There’s been a criminal neglect in managing mining loans

Every war accounts for widespread collateral damage. So does a natural calamity. In both the victims are not quite the stake holders but those on the periphery, including those who pass by. But in a man-made calamity like the greed induced rampant mining followed by a complete wipe out of the sector, the sufferers of collateral damage are those who made the wheels of the sector run, the owners of transport vehicles and machinery.

Since the September 9, 2012 closure, while attention was on the loss of royalty, the fate of employees of mining companies and the impact on the investment climate in Goa, parents in homes in Sanguem and Quepem have had slightly different problems. Like not being able to afford school fees for their children or using the new car they bought because it involves petrol expenses. There are bigger worries too. Rotting machines like trucks and cranes, monstrous weights parked in their front yards and then barges moored to the banks of the river, rotting each day. Since their vehicles don’t run, on land or water and the machines don’t ply, the very assets that afforded them a changed lifestyle, with riches and fringe benefits are now like chains around their necks.
From an average monthly earning of over a lakh of rupees (at very modest calculations) for a family owning two trucks, family incomes have dropped drastically, sometimes by close to a hundred percent.
But this isn’t a new story, which has been reported extensively.
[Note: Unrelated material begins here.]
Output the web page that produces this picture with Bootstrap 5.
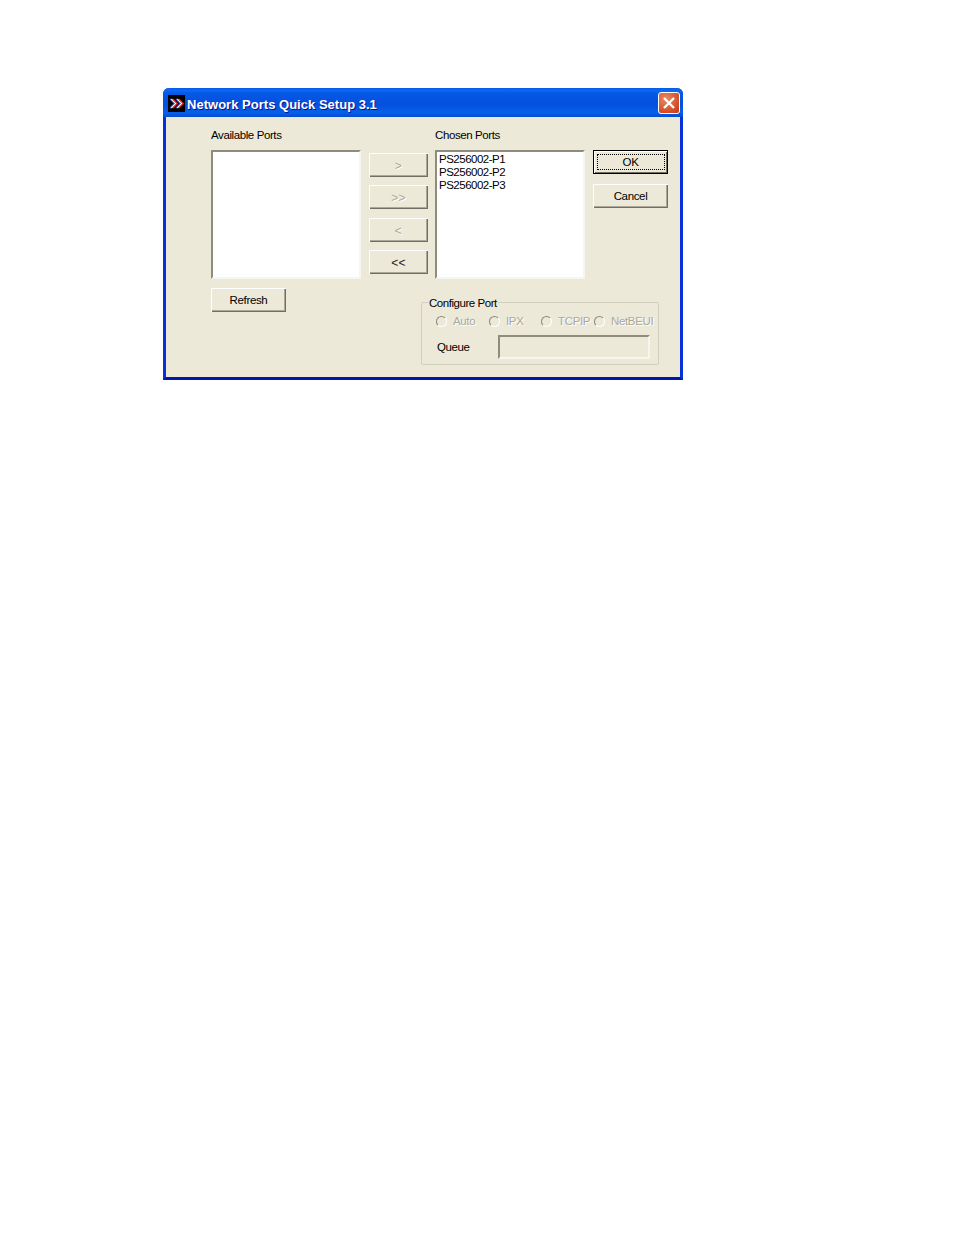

Yet this old story has a new alarming dimension. The loans taken by those who bought trucks, barges and heavy machinery have not been paid taking the unpaid loan amounts across all banks and sectors to between Rs 1200 to Rs 1500 crores, including penal interest. For two years no one quite focused on this rising unpaid debt for assets, which were non-performing. So were they loans taken to acquire them. 
The promise of the Chief Minister, now, to restructure the loans and push the banks to waive off interests, may have come far too late. Loan defaulters with the NPA tag, have a negative credit rating and most have sold off their assets to try and pay off loans. Even if mining resumes in a truncated form with a 20 million ton cap, most transport providers will simply not have their tucks, machines and barges and no credit rating to get fresh loans.
There has been a criminal neglect in addressing this by the present government. The Chief Minister should have left all else and set up a team to work on loan management of the mining  dependents as a full time exercise. Instead the issue has been dealt with in fits and starts, mainly using lip service assurance to keep the gravy train of hope running when all resources were dry. Now even that gravy train has stopped, especially after the Lok Sabha elections, when the pre-election promise of managing their loan crisis, shows no signs of an early resolution. Now the Chief Minister has made a fresh one of tabling the loan restructuring policy on the floor of the house in the coming session. But till they don’t see their debt slate clean, policy assurances on restructuring loans will just be hope without any happiness.
The way forward has to be practical. By appealing to the banks and the RBI to waive off interests, so that the EDC of Goa can take on the loan burden and present a fresh structured payment plan, is riddled with road blocks. Banks in India have still not been declared as charitable institutions, they do business and while they rode the mining boom in Goa, with business growing due to the presence of over 400 mining traders, they need to recover money. Moreover Cooperative banks are accountable to shareholders whose hard earned savings make up the banks finances.
The Chief Minister has to think out of the box. There is 1.5 crore tons of removed ore lying on the ground across Goa. The combined value of this will be about Rs 2000 crores. This should be sold through auction and around Rs 1500 crores should be transferred to EDC, for it to take over the entire loan burden with interest. Once that is done, the deal will be directly between the state and the people with no other third party like banks. The government can declare a long term moratorium on repayment based on the resumption of mining.
That and that alone will ensure that each evening, when the sun sets in a mining village, there will be real sunrise the next morning.